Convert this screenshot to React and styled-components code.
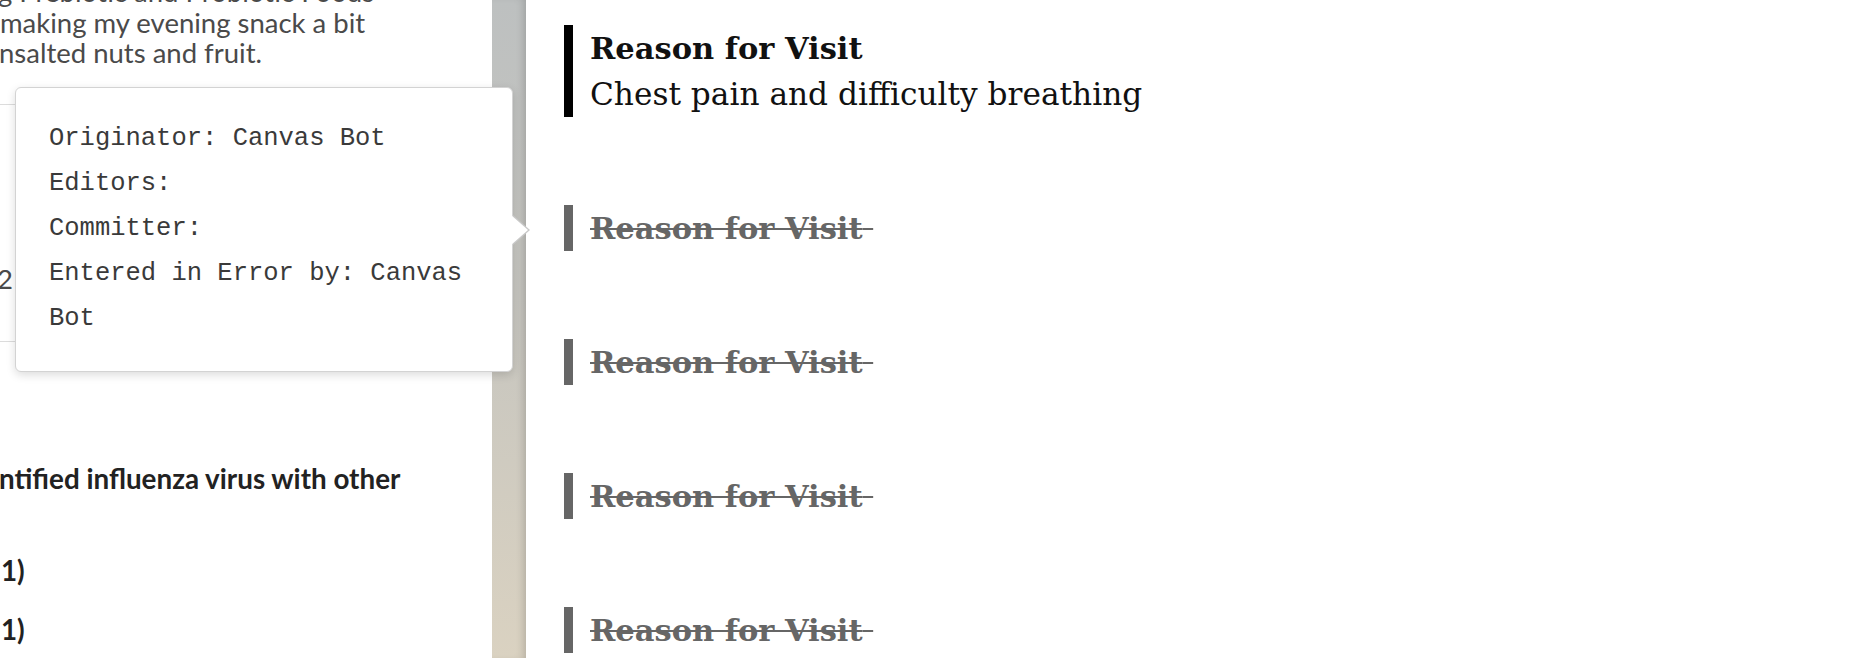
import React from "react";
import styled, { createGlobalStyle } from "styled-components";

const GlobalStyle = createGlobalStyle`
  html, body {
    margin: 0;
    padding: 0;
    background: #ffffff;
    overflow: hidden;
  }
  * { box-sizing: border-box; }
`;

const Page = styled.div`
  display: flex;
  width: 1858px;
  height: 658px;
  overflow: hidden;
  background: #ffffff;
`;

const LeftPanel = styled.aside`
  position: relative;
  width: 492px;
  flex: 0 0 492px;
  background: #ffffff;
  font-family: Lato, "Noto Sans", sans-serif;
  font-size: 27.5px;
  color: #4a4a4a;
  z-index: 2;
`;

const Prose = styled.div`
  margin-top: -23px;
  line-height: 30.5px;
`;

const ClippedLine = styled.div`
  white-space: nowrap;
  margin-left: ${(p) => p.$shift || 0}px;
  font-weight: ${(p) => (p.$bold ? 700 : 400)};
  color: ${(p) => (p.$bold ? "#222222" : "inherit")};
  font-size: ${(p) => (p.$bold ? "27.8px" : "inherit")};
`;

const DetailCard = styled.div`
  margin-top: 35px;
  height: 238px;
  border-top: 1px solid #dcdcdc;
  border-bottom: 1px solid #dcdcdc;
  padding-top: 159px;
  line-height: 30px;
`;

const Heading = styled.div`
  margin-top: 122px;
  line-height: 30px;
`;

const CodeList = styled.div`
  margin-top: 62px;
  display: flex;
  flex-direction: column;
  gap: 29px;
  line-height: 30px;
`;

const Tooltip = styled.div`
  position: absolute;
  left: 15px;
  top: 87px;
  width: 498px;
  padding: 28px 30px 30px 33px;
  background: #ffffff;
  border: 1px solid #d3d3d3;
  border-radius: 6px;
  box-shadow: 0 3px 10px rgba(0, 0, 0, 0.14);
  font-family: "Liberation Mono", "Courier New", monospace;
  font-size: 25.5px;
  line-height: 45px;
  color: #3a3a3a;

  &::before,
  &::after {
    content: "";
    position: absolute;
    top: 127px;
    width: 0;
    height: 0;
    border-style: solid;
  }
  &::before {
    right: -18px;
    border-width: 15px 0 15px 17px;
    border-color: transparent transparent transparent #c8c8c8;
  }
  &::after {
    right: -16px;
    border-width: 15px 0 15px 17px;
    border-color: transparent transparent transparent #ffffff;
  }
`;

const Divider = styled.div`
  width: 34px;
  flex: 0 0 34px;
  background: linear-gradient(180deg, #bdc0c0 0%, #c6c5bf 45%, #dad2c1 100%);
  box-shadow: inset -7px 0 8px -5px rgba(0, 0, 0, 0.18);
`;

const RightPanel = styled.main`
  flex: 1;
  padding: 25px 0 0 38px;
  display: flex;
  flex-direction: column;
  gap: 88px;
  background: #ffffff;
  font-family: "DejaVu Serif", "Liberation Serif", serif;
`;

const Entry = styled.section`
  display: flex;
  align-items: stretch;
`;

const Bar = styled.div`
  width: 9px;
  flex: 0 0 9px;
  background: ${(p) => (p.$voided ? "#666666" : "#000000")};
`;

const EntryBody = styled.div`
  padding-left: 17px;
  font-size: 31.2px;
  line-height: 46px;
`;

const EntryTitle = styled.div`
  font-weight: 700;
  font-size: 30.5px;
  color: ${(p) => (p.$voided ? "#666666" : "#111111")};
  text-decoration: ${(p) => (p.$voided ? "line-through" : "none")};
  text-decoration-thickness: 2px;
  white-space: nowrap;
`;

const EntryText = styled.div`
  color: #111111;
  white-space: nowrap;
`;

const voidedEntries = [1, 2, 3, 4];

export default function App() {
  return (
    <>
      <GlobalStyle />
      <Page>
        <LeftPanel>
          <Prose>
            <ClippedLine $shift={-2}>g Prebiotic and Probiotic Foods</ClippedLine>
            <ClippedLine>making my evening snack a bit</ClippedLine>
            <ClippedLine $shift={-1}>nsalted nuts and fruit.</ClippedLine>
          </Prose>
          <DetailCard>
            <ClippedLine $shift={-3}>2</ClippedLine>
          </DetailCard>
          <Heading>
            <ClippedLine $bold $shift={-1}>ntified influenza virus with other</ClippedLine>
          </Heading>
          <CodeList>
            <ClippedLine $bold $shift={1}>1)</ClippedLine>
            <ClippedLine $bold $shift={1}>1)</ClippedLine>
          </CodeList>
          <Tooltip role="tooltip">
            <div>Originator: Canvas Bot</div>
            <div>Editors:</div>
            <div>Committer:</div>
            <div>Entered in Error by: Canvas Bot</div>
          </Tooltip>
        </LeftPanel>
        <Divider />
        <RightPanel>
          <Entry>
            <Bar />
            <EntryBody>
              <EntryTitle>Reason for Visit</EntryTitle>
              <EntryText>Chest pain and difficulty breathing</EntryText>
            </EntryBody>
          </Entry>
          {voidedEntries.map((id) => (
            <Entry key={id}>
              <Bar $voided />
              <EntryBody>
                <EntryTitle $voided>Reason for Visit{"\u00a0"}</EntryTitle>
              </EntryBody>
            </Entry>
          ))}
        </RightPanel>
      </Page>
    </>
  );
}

Objective: Reproduce the data word for word, excluding its pictures.

Response for this exercise:
Convert this screenshot to React and styled-components code.
import React from "react";
import styled, { createGlobalStyle } from "styled-components";

const GlobalStyle = createGlobalStyle`
  html, body {
    margin: 0;
    padding: 0;
    background: #ffffff;
    overflow: hidden;
  }
  * { box-sizing: border-box; }
`;

const Page = styled.div`
  display: flex;
  width: 1858px;
  height: 658px;
  overflow: hidden;
  background: #ffffff;
`;

const LeftPanel = styled.aside`
  position: relative;
  width: 492px;
  flex: 0 0 492px;
  background: #ffffff;
  font-family: Lato, "Noto Sans", sans-serif;
  font-size: 27.5px;
  color: #4a4a4a;
  z-index: 2;
`;

const Prose = styled.div`
  margin-top: -23px;
  line-height: 30.5px;
`;

const ClippedLine = styled.div`
  white-space: nowrap;
  margin-left: ${(p) => p.$shift || 0}px;
  font-weight: ${(p) => (p.$bold ? 700 : 400)};
  color: ${(p) => (p.$bold ? "#222222" : "inherit")};
  font-size: ${(p) => (p.$bold ? "27.8px" : "inherit")};
`;

const DetailCard = styled.div`
  margin-top: 35px;
  height: 238px;
  border-top: 1px solid #dcdcdc;
  border-bottom: 1px solid #dcdcdc;
  padding-top: 159px;
  line-height: 30px;
`;

const Heading = styled.div`
  margin-top: 122px;
  line-height: 30px;
`;

const CodeList = styled.div`
  margin-top: 62px;
  display: flex;
  flex-direction: column;
  gap: 29px;
  line-height: 30px;
`;

const Tooltip = styled.div`
  position: absolute;
  left: 15px;
  top: 87px;
  width: 498px;
  padding: 28px 30px 30px 33px;
  background: #ffffff;
  border: 1px solid #d3d3d3;
  border-radius: 6px;
  box-shadow: 0 3px 10px rgba(0, 0, 0, 0.14);
  font-family: "Liberation Mono", "Courier New", monospace;
  font-size: 25.5px;
  line-height: 45px;
  color: #3a3a3a;

  &::before,
  &::after {
    content: "";
    position: absolute;
    top: 127px;
    width: 0;
    height: 0;
    border-style: solid;
  }
  &::before {
    right: -18px;
    border-width: 15px 0 15px 17px;
    border-color: transparent transparent transparent #c8c8c8;
  }
  &::after {
    right: -16px;
    border-width: 15px 0 15px 17px;
    border-color: transparent transparent transparent #ffffff;
  }
`;

const Divider = styled.div`
  width: 34px;
  flex: 0 0 34px;
  background: linear-gradient(180deg, #bdc0c0 0%, #c6c5bf 45%, #dad2c1 100%);
  box-shadow: inset -7px 0 8px -5px rgba(0, 0, 0, 0.18);
`;

const RightPanel = styled.main`
  flex: 1;
  padding: 25px 0 0 38px;
  display: flex;
  flex-direction: column;
  gap: 88px;
  background: #ffffff;
  font-family: "DejaVu Serif", "Liberation Serif", serif;
`;

const Entry = styled.section`
  display: flex;
  align-items: stretch;
`;

const Bar = styled.div`
  width: 9px;
  flex: 0 0 9px;
  background: ${(p) => (p.$voided ? "#666666" : "#000000")};
`;

const EntryBody = styled.div`
  padding-left: 17px;
  font-size: 31.2px;
  line-height: 46px;
`;

const EntryTitle = styled.div`
  font-weight: 700;
  font-size: 30.5px;
  color: ${(p) => (p.$voided ? "#666666" : "#111111")};
  text-decoration: ${(p) => (p.$voided ? "line-through" : "none")};
  text-decoration-thickness: 2px;
  white-space: nowrap;
`;

const EntryText = styled.div`
  color: #111111;
  white-space: nowrap;
`;

const voidedEntries = [1, 2, 3, 4];

export default function App() {
  return (
    <>
      <GlobalStyle />
      <Page>
        <LeftPanel>
          <Prose>
            <ClippedLine $shift={-2}>g Prebiotic and Probiotic Foods</ClippedLine>
            <ClippedLine>making my evening snack a bit</ClippedLine>
            <ClippedLine $shift={-1}>nsalted nuts and fruit.</ClippedLine>
          </Prose>
          <DetailCard>
            <ClippedLine $shift={-3}>2</ClippedLine>
          </DetailCard>
          <Heading>
            <ClippedLine $bold $shift={-1}>ntified influenza virus with other</ClippedLine>
          </Heading>
          <CodeList>
            <ClippedLine $bold $shift={1}>1)</ClippedLine>
            <ClippedLine $bold $shift={1}>1)</ClippedLine>
          </CodeList>
          <Tooltip role="tooltip">
            <div>Originator: Canvas Bot</div>
            <div>Editors:</div>
            <div>Committer:</div>
            <div>Entered in Error by: Canvas Bot</div>
          </Tooltip>
        </LeftPanel>
        <Divider />
        <RightPanel>
          <Entry>
            <Bar />
            <EntryBody>
              <EntryTitle>Reason for Visit</EntryTitle>
              <EntryText>Chest pain and difficulty breathing</EntryText>
            </EntryBody>
          </Entry>
          {voidedEntries.map((id) => (
            <Entry key={id}>
              <Bar $voided />
              <EntryBody>
                <EntryTitle $voided>Reason for Visit{"\u00a0"}</EntryTitle>
              </EntryBody>
            </Entry>
          ))}
        </RightPanel>
      </Page>
    </>
  );
}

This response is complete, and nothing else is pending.